## TASK REQUIREMENTS
Only the number is wanted: how many lines hold the word "table"?

(Interface markup and scripts)
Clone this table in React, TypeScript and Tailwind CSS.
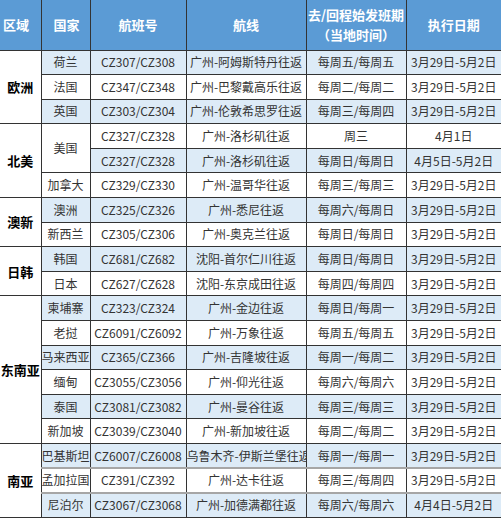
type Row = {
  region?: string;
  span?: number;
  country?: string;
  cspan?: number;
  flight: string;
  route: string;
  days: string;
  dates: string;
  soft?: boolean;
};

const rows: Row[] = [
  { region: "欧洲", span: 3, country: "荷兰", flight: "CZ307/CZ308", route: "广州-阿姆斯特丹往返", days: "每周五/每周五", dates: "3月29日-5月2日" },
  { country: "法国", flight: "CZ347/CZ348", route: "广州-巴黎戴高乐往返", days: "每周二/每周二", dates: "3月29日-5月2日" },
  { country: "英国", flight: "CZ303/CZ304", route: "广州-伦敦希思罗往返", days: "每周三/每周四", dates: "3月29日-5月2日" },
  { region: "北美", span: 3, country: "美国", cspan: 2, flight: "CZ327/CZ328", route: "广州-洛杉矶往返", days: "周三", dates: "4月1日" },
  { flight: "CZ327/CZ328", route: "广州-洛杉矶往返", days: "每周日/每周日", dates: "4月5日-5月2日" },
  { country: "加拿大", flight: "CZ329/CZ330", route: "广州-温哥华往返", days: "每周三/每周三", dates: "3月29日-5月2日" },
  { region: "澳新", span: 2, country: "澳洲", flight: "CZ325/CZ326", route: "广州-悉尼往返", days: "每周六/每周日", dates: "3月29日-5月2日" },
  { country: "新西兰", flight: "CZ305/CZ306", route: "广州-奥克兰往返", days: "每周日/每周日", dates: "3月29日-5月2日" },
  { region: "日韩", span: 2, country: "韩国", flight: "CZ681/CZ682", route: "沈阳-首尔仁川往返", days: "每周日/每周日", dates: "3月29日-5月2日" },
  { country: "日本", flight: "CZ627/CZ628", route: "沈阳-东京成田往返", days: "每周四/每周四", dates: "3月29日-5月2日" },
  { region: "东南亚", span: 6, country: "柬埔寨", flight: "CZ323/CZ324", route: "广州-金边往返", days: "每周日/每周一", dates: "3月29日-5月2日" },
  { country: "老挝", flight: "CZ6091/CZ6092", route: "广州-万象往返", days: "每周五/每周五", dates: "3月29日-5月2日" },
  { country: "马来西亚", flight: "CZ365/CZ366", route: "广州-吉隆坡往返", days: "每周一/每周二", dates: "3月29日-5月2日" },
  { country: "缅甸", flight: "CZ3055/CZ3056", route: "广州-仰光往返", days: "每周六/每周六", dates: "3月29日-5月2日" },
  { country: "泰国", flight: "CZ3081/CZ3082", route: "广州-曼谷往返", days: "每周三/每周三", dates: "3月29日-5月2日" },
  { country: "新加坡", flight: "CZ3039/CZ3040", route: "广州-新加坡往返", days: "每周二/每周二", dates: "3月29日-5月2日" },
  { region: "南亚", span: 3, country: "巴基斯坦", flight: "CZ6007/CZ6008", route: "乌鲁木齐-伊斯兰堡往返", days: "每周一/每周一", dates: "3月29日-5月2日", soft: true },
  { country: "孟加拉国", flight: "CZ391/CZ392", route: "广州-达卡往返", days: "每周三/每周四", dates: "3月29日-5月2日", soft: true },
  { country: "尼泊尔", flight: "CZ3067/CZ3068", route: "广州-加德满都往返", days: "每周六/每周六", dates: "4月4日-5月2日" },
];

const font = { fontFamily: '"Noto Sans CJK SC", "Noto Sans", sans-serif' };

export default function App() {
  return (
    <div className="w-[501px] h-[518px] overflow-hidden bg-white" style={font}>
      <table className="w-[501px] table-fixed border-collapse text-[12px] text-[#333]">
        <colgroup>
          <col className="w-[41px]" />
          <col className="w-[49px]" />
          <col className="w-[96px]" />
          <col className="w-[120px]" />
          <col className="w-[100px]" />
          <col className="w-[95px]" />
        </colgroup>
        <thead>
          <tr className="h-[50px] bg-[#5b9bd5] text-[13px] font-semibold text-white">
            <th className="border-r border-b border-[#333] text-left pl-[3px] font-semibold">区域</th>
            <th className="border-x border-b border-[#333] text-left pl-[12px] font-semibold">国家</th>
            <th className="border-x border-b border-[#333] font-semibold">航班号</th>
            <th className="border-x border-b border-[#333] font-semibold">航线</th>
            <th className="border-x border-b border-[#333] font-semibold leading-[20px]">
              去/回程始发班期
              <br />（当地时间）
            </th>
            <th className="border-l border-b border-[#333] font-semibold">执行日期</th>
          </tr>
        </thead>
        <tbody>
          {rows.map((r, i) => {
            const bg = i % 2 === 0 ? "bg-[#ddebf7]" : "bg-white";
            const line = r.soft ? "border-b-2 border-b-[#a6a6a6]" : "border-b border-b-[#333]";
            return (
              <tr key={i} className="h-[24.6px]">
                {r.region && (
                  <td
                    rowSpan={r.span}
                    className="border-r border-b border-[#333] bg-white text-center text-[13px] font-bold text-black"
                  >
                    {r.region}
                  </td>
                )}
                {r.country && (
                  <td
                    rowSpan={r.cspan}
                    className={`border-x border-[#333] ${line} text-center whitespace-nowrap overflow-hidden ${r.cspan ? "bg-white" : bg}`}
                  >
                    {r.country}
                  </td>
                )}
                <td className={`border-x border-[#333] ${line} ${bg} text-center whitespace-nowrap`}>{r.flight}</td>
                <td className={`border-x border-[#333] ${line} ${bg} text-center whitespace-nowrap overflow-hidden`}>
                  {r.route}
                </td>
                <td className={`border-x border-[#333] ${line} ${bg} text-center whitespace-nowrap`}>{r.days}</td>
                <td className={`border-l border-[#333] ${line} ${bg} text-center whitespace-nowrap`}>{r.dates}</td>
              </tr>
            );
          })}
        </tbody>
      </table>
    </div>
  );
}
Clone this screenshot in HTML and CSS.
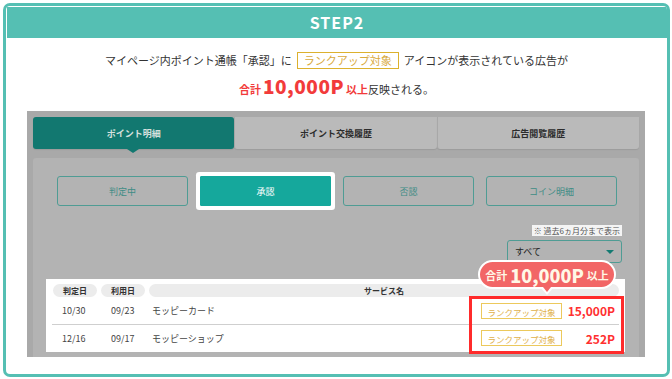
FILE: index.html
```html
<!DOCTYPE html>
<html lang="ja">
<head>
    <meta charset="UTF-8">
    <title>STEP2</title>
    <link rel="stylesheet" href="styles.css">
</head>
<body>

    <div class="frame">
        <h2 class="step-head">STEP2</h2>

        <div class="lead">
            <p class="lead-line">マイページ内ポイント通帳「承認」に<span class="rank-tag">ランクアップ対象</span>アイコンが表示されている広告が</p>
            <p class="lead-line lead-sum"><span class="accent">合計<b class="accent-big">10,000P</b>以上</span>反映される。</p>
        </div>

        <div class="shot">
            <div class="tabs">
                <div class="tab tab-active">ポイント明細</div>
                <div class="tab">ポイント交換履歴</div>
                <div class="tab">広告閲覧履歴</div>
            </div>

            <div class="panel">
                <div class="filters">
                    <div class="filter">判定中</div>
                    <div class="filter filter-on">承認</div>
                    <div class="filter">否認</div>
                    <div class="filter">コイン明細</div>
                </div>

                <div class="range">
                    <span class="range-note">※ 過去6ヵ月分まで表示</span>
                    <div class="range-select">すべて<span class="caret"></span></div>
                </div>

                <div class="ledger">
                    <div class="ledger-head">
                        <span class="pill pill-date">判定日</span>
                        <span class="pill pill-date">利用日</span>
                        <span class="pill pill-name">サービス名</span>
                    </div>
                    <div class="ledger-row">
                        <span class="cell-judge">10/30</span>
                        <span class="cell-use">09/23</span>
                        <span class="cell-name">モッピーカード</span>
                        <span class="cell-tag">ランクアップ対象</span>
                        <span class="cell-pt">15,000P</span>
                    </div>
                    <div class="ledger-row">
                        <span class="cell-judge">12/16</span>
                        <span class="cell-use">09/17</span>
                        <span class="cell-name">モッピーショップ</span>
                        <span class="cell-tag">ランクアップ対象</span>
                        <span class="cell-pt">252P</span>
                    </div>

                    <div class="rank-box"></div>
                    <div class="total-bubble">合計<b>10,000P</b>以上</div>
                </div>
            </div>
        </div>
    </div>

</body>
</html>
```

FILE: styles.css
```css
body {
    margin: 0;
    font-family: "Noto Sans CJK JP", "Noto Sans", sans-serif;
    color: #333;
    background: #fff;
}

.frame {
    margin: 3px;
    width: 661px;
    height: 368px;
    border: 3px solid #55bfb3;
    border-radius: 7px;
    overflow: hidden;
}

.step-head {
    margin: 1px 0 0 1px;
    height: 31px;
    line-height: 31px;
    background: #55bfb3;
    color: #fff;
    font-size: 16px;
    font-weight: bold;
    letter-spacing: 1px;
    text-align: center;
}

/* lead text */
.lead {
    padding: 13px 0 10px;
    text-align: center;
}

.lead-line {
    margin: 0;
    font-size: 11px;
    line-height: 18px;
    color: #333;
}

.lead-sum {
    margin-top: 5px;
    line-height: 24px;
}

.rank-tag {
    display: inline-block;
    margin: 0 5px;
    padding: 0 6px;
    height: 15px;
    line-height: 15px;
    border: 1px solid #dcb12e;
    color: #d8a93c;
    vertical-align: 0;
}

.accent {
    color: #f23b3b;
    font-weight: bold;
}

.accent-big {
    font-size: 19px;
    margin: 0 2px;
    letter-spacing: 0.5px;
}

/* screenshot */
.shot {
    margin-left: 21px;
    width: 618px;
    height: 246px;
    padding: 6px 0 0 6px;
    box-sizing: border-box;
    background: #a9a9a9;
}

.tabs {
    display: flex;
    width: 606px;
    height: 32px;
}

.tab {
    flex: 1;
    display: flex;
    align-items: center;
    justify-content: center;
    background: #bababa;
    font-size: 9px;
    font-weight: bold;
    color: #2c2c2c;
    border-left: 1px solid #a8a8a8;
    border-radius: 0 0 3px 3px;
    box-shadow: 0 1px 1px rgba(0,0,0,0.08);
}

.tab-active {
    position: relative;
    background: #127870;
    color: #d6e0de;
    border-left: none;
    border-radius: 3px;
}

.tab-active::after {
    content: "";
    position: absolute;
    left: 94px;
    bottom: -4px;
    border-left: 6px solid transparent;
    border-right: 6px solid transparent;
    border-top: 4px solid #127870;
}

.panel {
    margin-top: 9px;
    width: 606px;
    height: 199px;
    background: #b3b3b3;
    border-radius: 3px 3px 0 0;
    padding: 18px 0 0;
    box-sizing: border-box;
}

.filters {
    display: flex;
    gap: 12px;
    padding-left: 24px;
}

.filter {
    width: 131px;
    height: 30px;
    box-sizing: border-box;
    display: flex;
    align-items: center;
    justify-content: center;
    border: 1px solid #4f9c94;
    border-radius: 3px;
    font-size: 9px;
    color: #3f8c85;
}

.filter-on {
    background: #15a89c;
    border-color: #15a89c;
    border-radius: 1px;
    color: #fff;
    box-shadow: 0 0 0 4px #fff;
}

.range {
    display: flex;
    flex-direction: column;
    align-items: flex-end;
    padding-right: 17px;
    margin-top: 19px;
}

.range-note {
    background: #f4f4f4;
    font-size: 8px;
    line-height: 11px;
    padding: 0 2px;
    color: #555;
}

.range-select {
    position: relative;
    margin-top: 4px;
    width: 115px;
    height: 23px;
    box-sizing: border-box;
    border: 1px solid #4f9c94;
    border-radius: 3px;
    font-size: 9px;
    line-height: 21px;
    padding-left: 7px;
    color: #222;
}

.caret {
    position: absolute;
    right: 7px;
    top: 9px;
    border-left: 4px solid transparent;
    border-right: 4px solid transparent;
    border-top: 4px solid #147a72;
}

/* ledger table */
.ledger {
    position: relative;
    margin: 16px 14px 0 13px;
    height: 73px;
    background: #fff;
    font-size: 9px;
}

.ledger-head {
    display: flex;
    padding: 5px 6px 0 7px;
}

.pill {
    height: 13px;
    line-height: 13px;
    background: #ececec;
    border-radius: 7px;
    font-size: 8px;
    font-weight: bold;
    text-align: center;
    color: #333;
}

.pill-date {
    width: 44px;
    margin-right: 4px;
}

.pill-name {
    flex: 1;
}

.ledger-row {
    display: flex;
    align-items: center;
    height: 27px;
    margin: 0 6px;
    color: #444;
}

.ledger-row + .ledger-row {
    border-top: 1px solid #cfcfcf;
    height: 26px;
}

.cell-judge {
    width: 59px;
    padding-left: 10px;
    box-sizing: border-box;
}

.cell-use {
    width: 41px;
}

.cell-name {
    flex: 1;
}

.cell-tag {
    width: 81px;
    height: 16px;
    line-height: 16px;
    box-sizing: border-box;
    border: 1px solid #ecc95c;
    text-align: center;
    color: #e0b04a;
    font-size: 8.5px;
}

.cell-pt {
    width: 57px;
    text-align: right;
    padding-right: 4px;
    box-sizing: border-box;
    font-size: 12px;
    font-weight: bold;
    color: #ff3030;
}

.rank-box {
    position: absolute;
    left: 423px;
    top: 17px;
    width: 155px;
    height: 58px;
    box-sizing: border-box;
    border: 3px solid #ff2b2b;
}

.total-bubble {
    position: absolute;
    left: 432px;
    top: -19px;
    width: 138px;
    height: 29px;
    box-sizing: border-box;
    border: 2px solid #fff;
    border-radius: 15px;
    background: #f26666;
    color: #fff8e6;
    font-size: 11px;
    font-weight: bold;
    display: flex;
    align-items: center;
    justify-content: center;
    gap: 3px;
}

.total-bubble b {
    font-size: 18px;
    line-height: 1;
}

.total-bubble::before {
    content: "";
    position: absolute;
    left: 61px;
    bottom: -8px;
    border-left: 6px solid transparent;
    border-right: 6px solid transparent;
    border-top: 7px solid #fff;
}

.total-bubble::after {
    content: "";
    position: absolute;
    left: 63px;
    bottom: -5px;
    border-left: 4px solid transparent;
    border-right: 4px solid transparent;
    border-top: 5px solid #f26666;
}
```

## REPLY TO THE EXERCISE
4